All are controlled in greater or less degree from London—or from Ottawa, Cape Town, Canberra, or Wellington. For the younger nations in the Commonwealth now have dependent areas under their care. British control is limited, in the case of India. Indians exert a substantial measure of control over the eleven provincial governments of British India and help control the central government. During the war they were conditionally offered a ticket for the complete journey to full national sovereignty when peace returned.

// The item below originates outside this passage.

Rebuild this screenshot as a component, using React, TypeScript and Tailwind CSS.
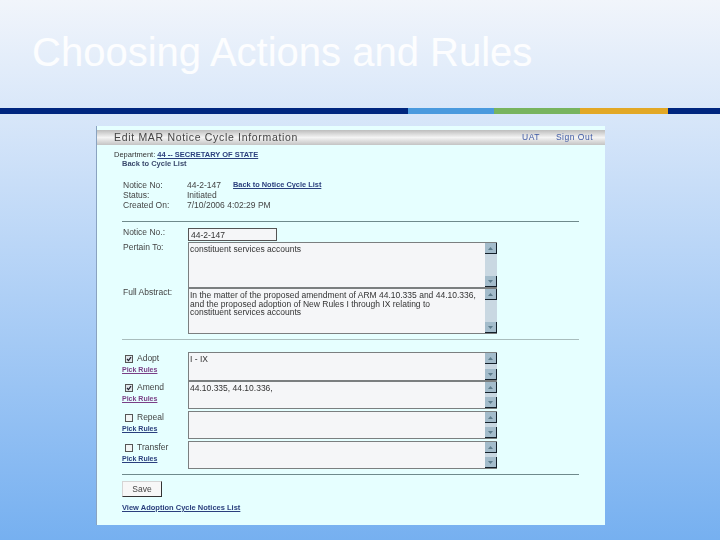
import React from 'react'

const rules = [
  { label: 'Adopt', checked: true, visited: true, text: 'I - IX', h: 'h-[29px]', mt: 'mt-0' },
  { label: 'Amend', checked: true, visited: true, text: '44.10.335, 44.10.336,', h: 'h-[28px]', mt: 'mt-0' },
  { label: 'Repeal', checked: false, visited: false, text: '', h: 'h-[28px]', mt: 'mt-[2px]' },
  { label: 'Transfer', checked: false, visited: false, text: '', h: 'h-[28px]', mt: 'mt-[2px]' },
]

const ScrollButton = ({ up }: { up: boolean }) => (
  <div className="w-[12px] h-[11px] shrink-0 flex items-center justify-center bg-[#a3bccb] border-r border-b border-[#14202a]">
    <svg width="7" height="5" viewBox="0 0 7 5">
      <path d={up ? 'M3.5 1 L6 4 H1 Z' : 'M1 1 H6 L3.5 4 Z'} fill="#5c7c8c" />
    </svg>
  </div>
)

// fake win-style text box with the little scrollbar on the right
const TextBox = ({ height, children }: { height: string; children?: React.ReactNode }) => (
  <div className={`w-[309px] ${height} flex bg-[#f5f6f8] border-t border-l border-b border-[#7b7f80]`}>
    <div className="flex-1 pl-[1px] pr-[2px] pt-[2px] text-[8.5px] leading-[8.6px] text-[#333]">{children}</div>
    <div className="w-[12px] bg-[#c9d8e2] flex flex-col justify-between">
      <ScrollButton up />
      <ScrollButton up={false} />
    </div>
  </div>
)

const Info = ({ label, value, link }: { label: string; value: string; link?: string }) => (
  <div className="flex h-[10px] items-center text-[8.5px] text-[#444]">
    <span className="w-[65px] pl-[1px]">{label}</span>
    <span>{value}</span>
    {link && <a className="ml-[12px] text-[7.4px] font-bold text-[#2a3f7d] underline">{link}</a>}
  </div>
)

export default function App() {
  return (
    <div className="w-[720px] h-[540px] overflow-hidden flex flex-col bg-linear-to-b from-[#f1f5fb] via-[#d7e6f9] via-[22%] to-[#76b0f0] font-['Liberation_Sans',sans-serif]">
      <div className="h-[108px] pl-[32px] pt-[29px]">
        <h1 className="text-[40px] leading-[46px] text-white/90">Choosing Actions and Rules</h1>
      </div>

      <div className="h-[6px] flex shrink-0 bg-[#00267f]">
        <div className="w-[408px]" />
        <div className="w-[86px] bg-[#4a9ade]" />
        <div className="w-[86px] bg-[#78b45e]" />
        <div className="w-[88px] bg-[#e2a826]" />
      </div>

      <div className="ml-[96px] mt-[12px] w-[509px] h-[399px] pt-[4px] bg-[#e6ffff] blur-[0.4px] border-l border-[#8aa3c0]">
        <div className="h-[15px] flex items-center justify-between pl-[17px] pr-[12px] bg-linear-to-b from-[#bdbdbd] via-[#f4f4f4] to-[#c4c4c4]">
          <span className="text-[10.5px] tracking-[0.68px] text-[#444]">Edit MAR Notice Cycle Information</span>
          <div className="flex gap-[16px] text-[8.5px] tracking-[0.5px] text-[#3f5aa5]">
            <span>UAT</span>
            <span>Sign Out</span>
          </div>
        </div>

        <div className="pl-[17px] pt-[5px] text-[7.5px] leading-[9px]">
          <div className="text-[#333]">
            Department: <a className="font-bold text-[#2a3f7d] underline">44 -- SECRETARY OF STATE</a>
          </div>
          <div className="pl-[8px] font-bold text-[#3a4a6d]">Back to Cycle List</div>
        </div>

        <div className="pl-[25px] pt-[12px]">
          <Info label="Notice No:" value="44-2-147" link="Back to Notice Cycle List" />
          <Info label="Status:" value="Initiated" />
          <Info label="Created On:" value="7/10/2006 4:02:29 PM" />
        </div>

        <div className="ml-[25px] mt-[11px] w-[457px] border-t border-[#6f8a8c]" />

        <div className="pl-[25px] pt-[6px] text-[8.5px] leading-[9px] text-[#444]">
          <div className="flex">
            <span className="w-[66px] pl-[1px]">Notice No.:</span>
            <div className="w-[89px] h-[13px] pl-[2px] leading-[12px] bg-[#f5f6f8] border border-[#555] text-[#333]">44-2-147</div>
          </div>
          <div className="flex mt-[1px]">
            <span className="w-[66px] pl-[1px] pt-[1px]">Pertain To:</span>
            <TextBox height="h-[46px]">constituent services accounts</TextBox>
          </div>
          <div className="flex">
            <span className="w-[66px] pl-[1px]">Full Abstract:</span>
            <TextBox height="h-[46px]">
              In the matter of the proposed amendment of ARM 44.10.335 and 44.10.336,
              <br />
              and the proposed adoption of New Rules I through IX relating to
              <br />
              constituent services accounts
            </TextBox>
          </div>
        </div>

        <div className="ml-[25px] mt-[5px] w-[457px] border-t border-[#a9bdbd]" />

        <div className="pl-[25px] pt-[12px]">
          {rules.map((r) => (
            <div key={r.label} className={`flex ${r.mt}`}>
              <div className="w-[66px]">
                <div className="flex items-center h-[13px] pl-[3px] gap-[4px] text-[8.5px] text-[#444]">
                  <span className={`w-[8px] h-[8px] border border-[#555] flex items-center justify-center ${r.checked ? 'bg-[#dfe6ea]' : 'bg-[#f2f5f5]'}`}>
                    {r.checked && (
                      <svg width="6" height="6" viewBox="0 0 6 6">
                        <path d="M1 3 L2.5 4.6 L5 1.2" fill="none" stroke="#223" strokeWidth="1.2" />
                      </svg>
                    )}
                  </span>
                  <span>{r.label}</span>
                </div>
                <a className={`block text-[7px] leading-[9px] font-bold underline ${r.visited ? 'text-[#7a3f86]' : 'text-[#2a3f7d]'}`}>Pick Rules</a>
              </div>
              <TextBox height={r.h}>{r.text}</TextBox>
            </div>
          ))}
        </div>

        <div className="ml-[25px] mt-[5px] w-[457px] border-t border-[#6f8a8c]" />

        <div className="pl-[25px] pt-[6px]">
          <button className="block w-[40px] h-[16px] text-[8.5px] text-[#444] bg-[#f7f7f7] border border-[#d5d5d5] border-r-[#333] border-b-[#333]">Save</button>
          <a className="block mt-[6px] text-[7.5px] leading-[9px] font-bold text-[#2a3f7d] underline">View Adoption Cycle Notices List</a>
        </div>
      </div>
    </div>
  )
}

The other crown colonies, protectorates, dependencies, mandates, and so on, range all the way from areas with a large measure of domestic self-government to the little defensive outposts which are run like a battleship or garrison. To put the matter in figures, 15 out of every 100 of King George’s subjects govern themselves, 70 are Indians only one step short of that goal, and 15 are a little or a long way along the road.

What’s in a name?

For this assembly of nations, near-nations, and dependent areas there is no official name set forth in a constitution, because there is no constitution. In the old days we used to call it the “British Empire”; yet the king was not called emperor of it all, but only Emperor of India. During World War I the word “empire” lost favor. It suggested a central power ruling a lot of colonies and did not fit the picture. A new term—the British Commonwealth of Nations—was suggested as more descriptive of the situation and won a place even in official documents. But this new label did not seem to cover the dependent parts of the Empire.

Some people, therefore, use the label “British Commonwealth of Nations and Empire,” but this is too large a mouthful for ordinary discussion. Others talk of the “British Commonwealth of Nations” and cover the dependent parts by attaching each of them to, the nation which looks after it. The former is the more accurate description, but the latter saves time and words and will be used in this pamphlet.